Britain's first countermove--an attempt to link all Western Europe in a Free Trade Area with far looser ties than the Common Market--was defeated by adamant French opposition. This week in Stockholm, British negotiators will meet with representatives of Scandinavia, Switzerland, Austria and Portugal (the "Other Seven") in the hope that a "Little Free Trade Area" of their own would force the Common Market Six to come to terms with them. But even some Britons fear that, instead, such a maneuver would only divide Western Europe permanently into two hostile economic camps.

London's influential Economist recently concluded that British membership in the Common Market would not necessarily involve the great risks that Britain had previously feared--too strong a commitment to European political union, too much of a strain on Commonwealth ties. So far, the Macmillan government shows no sign of coming around to this view--and the Common Market nations themselves, so caught up in all the intricacies of their new opportunities, have no desire to renegotiate everything to bring the British in.

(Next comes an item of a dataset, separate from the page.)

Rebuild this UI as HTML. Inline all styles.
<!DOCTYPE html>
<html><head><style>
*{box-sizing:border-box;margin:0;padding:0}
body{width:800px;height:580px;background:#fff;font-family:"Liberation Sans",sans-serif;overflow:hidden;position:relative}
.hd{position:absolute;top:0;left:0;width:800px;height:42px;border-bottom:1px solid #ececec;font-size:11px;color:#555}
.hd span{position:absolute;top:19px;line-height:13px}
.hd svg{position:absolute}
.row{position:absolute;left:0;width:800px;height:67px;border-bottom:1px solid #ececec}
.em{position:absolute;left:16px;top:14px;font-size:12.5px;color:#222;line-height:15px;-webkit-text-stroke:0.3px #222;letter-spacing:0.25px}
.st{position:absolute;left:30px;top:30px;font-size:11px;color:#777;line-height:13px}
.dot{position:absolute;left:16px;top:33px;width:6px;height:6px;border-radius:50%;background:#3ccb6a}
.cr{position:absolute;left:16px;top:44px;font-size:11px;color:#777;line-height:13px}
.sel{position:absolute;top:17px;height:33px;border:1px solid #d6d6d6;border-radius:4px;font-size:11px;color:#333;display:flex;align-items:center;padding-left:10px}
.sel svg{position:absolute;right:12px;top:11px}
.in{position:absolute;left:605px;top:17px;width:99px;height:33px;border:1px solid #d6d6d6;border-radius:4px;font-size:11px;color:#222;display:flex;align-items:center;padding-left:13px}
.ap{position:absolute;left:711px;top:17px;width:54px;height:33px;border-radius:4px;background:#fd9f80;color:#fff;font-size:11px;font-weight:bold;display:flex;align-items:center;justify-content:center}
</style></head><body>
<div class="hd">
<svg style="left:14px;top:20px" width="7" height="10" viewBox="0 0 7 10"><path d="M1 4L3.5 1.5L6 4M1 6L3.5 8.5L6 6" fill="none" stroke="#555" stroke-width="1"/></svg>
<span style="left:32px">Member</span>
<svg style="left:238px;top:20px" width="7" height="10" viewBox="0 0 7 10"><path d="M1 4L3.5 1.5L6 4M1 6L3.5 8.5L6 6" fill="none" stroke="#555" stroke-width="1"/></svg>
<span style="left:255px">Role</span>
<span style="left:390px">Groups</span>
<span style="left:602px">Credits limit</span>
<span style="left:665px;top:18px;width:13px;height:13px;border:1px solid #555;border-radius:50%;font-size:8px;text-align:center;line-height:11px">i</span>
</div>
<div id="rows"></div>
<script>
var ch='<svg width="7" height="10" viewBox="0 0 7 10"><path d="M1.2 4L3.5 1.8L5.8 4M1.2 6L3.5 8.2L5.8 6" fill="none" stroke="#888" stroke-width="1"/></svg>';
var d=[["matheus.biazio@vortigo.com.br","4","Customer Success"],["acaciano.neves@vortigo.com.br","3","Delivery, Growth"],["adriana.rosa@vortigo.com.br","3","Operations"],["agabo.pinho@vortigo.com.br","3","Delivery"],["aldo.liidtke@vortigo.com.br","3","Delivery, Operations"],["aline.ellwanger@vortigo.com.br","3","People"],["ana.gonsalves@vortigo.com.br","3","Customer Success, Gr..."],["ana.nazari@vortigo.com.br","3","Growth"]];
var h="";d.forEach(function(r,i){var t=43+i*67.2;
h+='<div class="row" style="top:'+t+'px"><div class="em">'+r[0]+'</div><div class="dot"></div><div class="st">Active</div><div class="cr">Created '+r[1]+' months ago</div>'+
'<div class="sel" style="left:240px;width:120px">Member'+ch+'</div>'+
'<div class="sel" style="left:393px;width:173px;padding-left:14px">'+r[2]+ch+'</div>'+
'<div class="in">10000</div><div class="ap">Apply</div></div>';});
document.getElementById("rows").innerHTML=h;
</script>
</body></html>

Capturing the Conservatives. What now makes the Common Market more appealing to some Britons--its present lack of supranational goals--should presumably make it unattractive to those who dreamed of a united Europe. In fact, most of them are thoroughly content with cooperative unity. Says Walter Hallstein: ."Perhaps it's common sense to do it this way because we are dealing with conservative forces." And by capturing the conservatives, advocates of European unity have destroyed the most effective argument against them--the charge that a man cannot be a good European and a French or German patriot at the same time.

Besides, the original dream is not dead; it is only seen to be more evolutionary, just as the German nation ultimately emerged out of the North German customs union. And even such an ardent supranationalist as Monnet is now inclined to believe that a European federation, if it comes, will spring from a gradual change in the habits, tastes and prejudices of Europe's peoples. It no longer takes the huffing of a Stalin or the threats of a Khrushchev to make Western Europeans unite naturally.